A Amoutivé, un quartier à fort taux musulman, l’atmosphère est juste légèrement différente. Les concessions de ce quartier-refuge pour beaucoup de pauvres, mendiants ou handicapés, jouxtent quelques maisons bien loties. Outre les sacrifices observés dans ces dernières, plusieurs des familles pauvres se regroupent autour d’un mouton offert par un bienfaiteur. Certains aussi ont la chance d’avoir un mouton « uniquement pour eux » grâce à la générosité de quelque riche ou grande personnalité. C’est le cas de Moussa, père de deux enfants, par exemple qui a égorgé un mouton qu’un riche commerçant du grand marché lui a gracieusement offert.

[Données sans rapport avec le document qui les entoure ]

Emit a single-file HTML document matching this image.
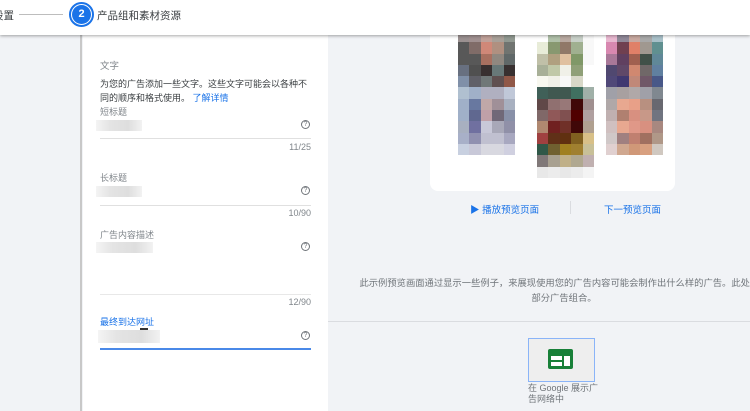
<!DOCTYPE html>
<html><head><meta charset="utf-8"><style>
*{margin:0;padding:0;box-sizing:border-box}
body{width:750px;height:411px;overflow:hidden;position:relative;background:#f1f3f6;font-family:"Liberation Sans","Noto Sans CJK SC",sans-serif;color:#5f6368}
.a{position:absolute;white-space:nowrap}
.hdr{position:absolute;left:0;top:0;width:750px;height:35px;background:#fff;box-shadow:0 1px 3px rgba(0,0,0,.35);z-index:5}
.left{position:absolute;left:0;top:35px;width:82px;height:376px;background:#f1f3f6;border-right:2px solid #c8c8c8}
.panel{position:absolute;left:83px;top:35px;width:245px;height:376px;background:#fff}
.lbl{font-size:9px;color:#80868b}
.blur{position:absolute;height:11px;background:linear-gradient(90deg,#f4f4f4,#e4e4e4 30%,#dedede 70%,#f2f2f2)}
.ln{position:absolute;left:100px;width:211px;height:1px;background:#e0e0e0}
.q{position:absolute;width:9px;height:9px;border:1px solid #70757a;border-radius:50%;font-size:7px;line-height:7px;text-align:center;color:#70757a}
.cnt{font-size:9px;color:#80868b;right:439px}
.g{position:absolute;display:grid;grid-template-columns:repeat(5,11.4px);grid-auto-rows:11.3px}
</style></head><body>
<div class="hdr">
<div class="a" style="left:-7px;top:8px;font-size:10.5px;color:#3c4043">设置</div>
<div class="a" style="left:19px;top:14px;width:44px;height:1px;background:#bdbdbd"></div>
<div class="a" style="left:69px;top:2px;width:25px;height:25px;border-radius:50%;border:2px solid #1a73e8;background:#fff"></div>
<div class="a" style="left:72px;top:5px;width:19px;height:19px;border-radius:50%;background:#1a73e8;color:#fff;font-size:11px;font-weight:bold;text-align:center;line-height:19px">2</div>
<div class="a" style="left:97px;top:8px;font-size:10.5px;color:#3c4043">产品组和素材资源</div>
</div>
<div class="left"></div>
<div class="panel"></div>
<div class="a" style="left:100px;top:58px;font-size:9.5px;color:#80868b">文字</div>
<div class="a" style="left:100px;top:77px;font-size:9px;color:#3c4043;line-height:14px">为您的广告添加一些文字。这些文字可能会以各种不<br>同的顺序和格式使用。 <span style="color:#1a73e8">了解详情</span></div>
<div class="a lbl" style="left:100px;top:105px">短标题</div>
<div class="blur" style="left:96px;top:120px;width:46px"></div>
<div class="q" style="left:301px;top:120px">?</div>
<div class="ln" style="top:138px"></div>
<div class="a cnt" style="top:142px">11/25</div>
<div class="a lbl" style="left:100px;top:171px">长标题</div>
<div class="blur" style="left:96px;top:186px;width:46px"></div>
<div class="q" style="left:301px;top:186px">?</div>
<div class="ln" style="top:205px"></div>
<div class="a cnt" style="top:208px">10/90</div>
<div class="a lbl" style="left:100px;top:228px">广告内容描述</div>
<div class="blur" style="left:96px;top:242px;width:57px"></div>
<div class="q" style="left:301px;top:242px">?</div>
<div class="ln" style="top:294px;background:#e8e8e8"></div>
<div class="a cnt" style="top:297px">12/90</div>
<div class="a" style="left:100px;top:315px;font-size:9px;color:#1a73e8">最终到达网址</div>
<div class="blur" style="left:98px;top:330px;width:62px;height:13px"></div>
<div class="a" style="left:140px;top:328px;width:8px;height:2px;background:#333"></div>
<div class="q" style="left:301px;top:331px">?</div>
<div class="ln" style="top:348px;background:#4a89e8;height:1.5px"></div>

<div class="a" style="left:430px;top:35px;width:245px;height:156px;background:#fff;border-radius:0 0 8px 8px"></div>
<div class="g" style="left:458px;top:31px">
<i style="background:#9a9090"></i><i style="background:#a09090"></i><i style="background:#c0a098"></i><i style="background:#a8a098"></i><i style="background:#909890"></i>
<i style="background:#585858"></i><i style="background:#806c68"></i><i style="background:#d08878"></i><i style="background:#b09080"></i><i style="background:#707470"></i>
<i style="background:#585858"></i><i style="background:#585858"></i><i style="background:#a87060"></i><i style="background:#908880"></i><i style="background:#606868"></i>
<i style="background:#687080"></i><i style="background:#505050"></i><i style="background:#383030"></i><i style="background:#687878"></i><i style="background:#383030"></i>
<i style="background:#8090a8"></i><i style="background:#606068"></i><i style="background:#707878"></i><i style="background:#605050"></i><i style="background:#905848"></i>
<i style="background:#b0c0d0"></i><i style="background:#a0b0c8"></i><i style="background:#b0b0c0"></i><i style="background:#b0b0c0"></i><i style="background:#c0c8d8"></i>
<i style="background:#a0b0c8"></i><i style="background:#6878a0"></i><i style="background:#c0a8a8"></i><i style="background:#a09098"></i><i style="background:#a8b0c0"></i>
<i style="background:#a0b0c8"></i><i style="background:#606890"></i><i style="background:#c0a0a8"></i><i style="background:#706878"></i><i style="background:#8890a8"></i>
<i style="background:#a8b0c0"></i><i style="background:#7070a0"></i><i style="background:#c8c8d8"></i><i style="background:#a8a8b8"></i><i style="background:#9090a8"></i>
<i style="background:#a8b0c8"></i><i style="background:#9090b0"></i><i style="background:#c0c0d0"></i><i style="background:#c0c0d0"></i><i style="background:#a8a8c0"></i>
<i style="background:#c8d0e0"></i><i style="background:#c8c8d8"></i><i style="background:#d8d8e0"></i><i style="background:#d8d8e0"></i><i style="background:#d0d0e0"></i>
</div>
<div class="g" style="left:537px;top:31px">
<i style="background:#fff"></i><i style="background:#b0c0a8"></i><i style="background:#b8a8a0"></i><i style="background:#c8d0c8"></i><i style="background:#f8f8f8"></i>
<i style="background:#e8ecd8"></i><i style="background:#889870"></i><i style="background:#907868"></i><i style="background:#a0b090"></i><i style="background:#f8f8f8"></i>
<i style="background:#c0c0a8"></i><i style="background:#b0a080"></i><i style="background:#e0c0a0"></i><i style="background:#809868"></i><i style="background:#f8f8f8"></i>
<i style="background:#a8b098"></i><i style="background:#c0c8a8"></i><i style="background:#f0f0e8"></i><i style="background:#90a078"></i><i style="background:#fff"></i>
<i style="background:#f8f8f0"></i><i style="background:#f0f0e8"></i><i style="background:#f8f8f8"></i><i style="background:#d8d8c8"></i><i style="background:#fff"></i>
<i style="background:#406058"></i><i style="background:#405850"></i><i style="background:#405850"></i><i style="background:#407060"></i><i style="background:#a0b0a8"></i>
<i style="background:#604848"></i><i style="background:#907070"></i><i style="background:#987878"></i><i style="background:#400808"></i><i style="background:#a09090"></i>
<i style="background:#806868"></i><i style="background:#905858"></i><i style="background:#805050"></i><i style="background:#500000"></i><i style="background:#b0a0a0"></i>
<i style="background:#b08870"></i><i style="background:#702020"></i><i style="background:#703028"></i><i style="background:#400808"></i><i style="background:#b0a090"></i>
<i style="background:#a04040"></i><i style="background:#603018"></i><i style="background:#603010"></i><i style="background:#806020"></i><i style="background:#d8c088"></i>
<i style="background:#305848"></i><i style="background:#706030"></i><i style="background:#a08020"></i><i style="background:#a08030"></i><i style="background:#c8c098"></i>
<i style="background:#807878"></i><i style="background:#a8a090"></i><i style="background:#c0b088"></i><i style="background:#b0a890"></i><i style="background:#c0b0b0"></i>
<i style="background:#e8e8e8"></i><i style="background:#ececec"></i><i style="background:#e8e8e8"></i><i style="background:#ececec"></i><i style="background:#f4f4f4"></i>
</div>
<div class="g" style="left:606px;top:31px">
<i style="background:#e8b8d0"></i><i style="background:#908898"></i><i style="background:#c8a8a0"></i><i style="background:#a8a8a8"></i><i style="background:#a8c0c8"></i>
<i style="background:#d888b0"></i><i style="background:#704050"></i><i style="background:#e08068"></i><i style="background:#a09890"></i><i style="background:#609090"></i>
<i style="background:#a87898"></i><i style="background:#604060"></i><i style="background:#a06050"></i><i style="background:#405048"></i><i style="background:#608898"></i>
<i style="background:#504870"></i><i style="background:#604868"></i><i style="background:#d08870"></i><i style="background:#706868"></i><i style="background:#6080a0"></i>
<i style="background:#504878"></i><i style="background:#403870"></i><i style="background:#c08878"></i><i style="background:#705868"></i><i style="background:#485888"></i>
<i style="background:#a0a0a8"></i><i style="background:#a8a0a0"></i><i style="background:#b0a8a8"></i><i style="background:#a0a0a8"></i><i style="background:#808890"></i>
<i style="background:#b0a8a8"></i><i style="background:#e8a890"></i><i style="background:#e8a088"></i><i style="background:#b89080"></i><i style="background:#686870"></i>
<i style="background:#c0b0b0"></i><i style="background:#b08070"></i><i style="background:#d89080"></i><i style="background:#c89888"></i><i style="background:#707480"></i>
<i style="background:#d0c0c0"></i><i style="background:#e8a890"></i><i style="background:#e09888"></i><i style="background:#d89080"></i><i style="background:#a88880"></i>
<i style="background:#d0c8c8"></i><i style="background:#a08080"></i><i style="background:#c08070"></i><i style="background:#a07060"></i><i style="background:#b09888"></i>
<i style="background:#e0d0d0"></i><i style="background:#d0a890"></i><i style="background:#d09878"></i><i style="background:#d8a080"></i><i style="background:#d0c8c0"></i>
</div>

<div class="a" style="left:470px;top:202px;font-size:9.5px;color:#1a73e8">▶ 播放预览页面</div>
<div class="a" style="left:570px;top:201px;width:1px;height:13px;background:#dadce0"></div>
<div class="a" style="left:604px;top:202px;font-size:9.5px;color:#1a73e8">下一预览页面</div>
<div class="a" style="left:354px;top:276px;width:420px;font-size:9.3px;line-height:15px;color:#70757a;text-align:center;white-space:normal">此示例预览画面通过显示一些例子，来展现使用您的广告内容可能会制作出什么样的广告。此处仅显<br>部分广告组合。</div>
<div class="a" style="left:328px;top:321px;width:422px;height:1px;background:#dadce0"></div>
<div class="a" style="left:528px;top:338px;width:67px;height:44px;background:#eee;border:1.5px solid #8ab4f8"></div>
<svg class="a" style="left:547px;top:348px" width="28" height="24"><rect x="1" y="1" width="25" height="20" rx="2" fill="#188038"/><rect x="4" y="8" width="11" height="4" fill="#fff"/><rect x="4" y="14" width="11" height="4" fill="#fff"/><rect x="17" y="8" width="6" height="10" fill="#fff"/></svg>
<div class="a" style="left:528px;top:383px;font-size:9px;line-height:11px;color:#70757a">在 Google 展示广<br>告网络中</div>
</body></html>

Jongleries chez les salariés

Chez les fonctionnaires moyens, c’est toute une autre histoire. Très triste en vérité. Il n’y a qu’à voir leur désarroi devant les prix des moutons cette année. Les autorités n’ayant pris aucune mesure pour sécuriser le pouvoir d’achat des plus pauvres, les prix ont culminé jusqu’au seuil des 100 000 f CFA, excluant du coup les salariés moyens de la course. Jusqu’au dernier moment, beaucoup d’entre eux ont espéré un effondrement des prix à la veille de la fête. Mal leur en a pris… C’est donc avec le dépit, et non le mouton gras, qu’ils ont fêté. Pour un nombre, très limité de fonctionnaires, éparpillés dans certains quartiers plus ou moins cossus, la fête s’est relativement bien passée. Ils ont pu supporter le pic de la somme annoncée plus haut. A 14h déjà, les moutons, tués et dépecés rôtissaient déjà autour des feux. A vue d’œil, on peut déduire que le nombre de carcasses reflète assez raisonnablement la densité de la population. Les plus bourgeois sont confortablement assis dans des fauteuils en attendant les premiers morceaux cuits et observent les bouchers qui manient avec charme le travail de la viande.

Vers 16h, la plage de Lomé et certains lieux publics réservés pour les réjouissances populaires ont été pris d’assaut. Là, difficile de distinguer le pauvre du riche. Mais toujours est-il, certains sans le vouloir sont trahis par leurs habillements.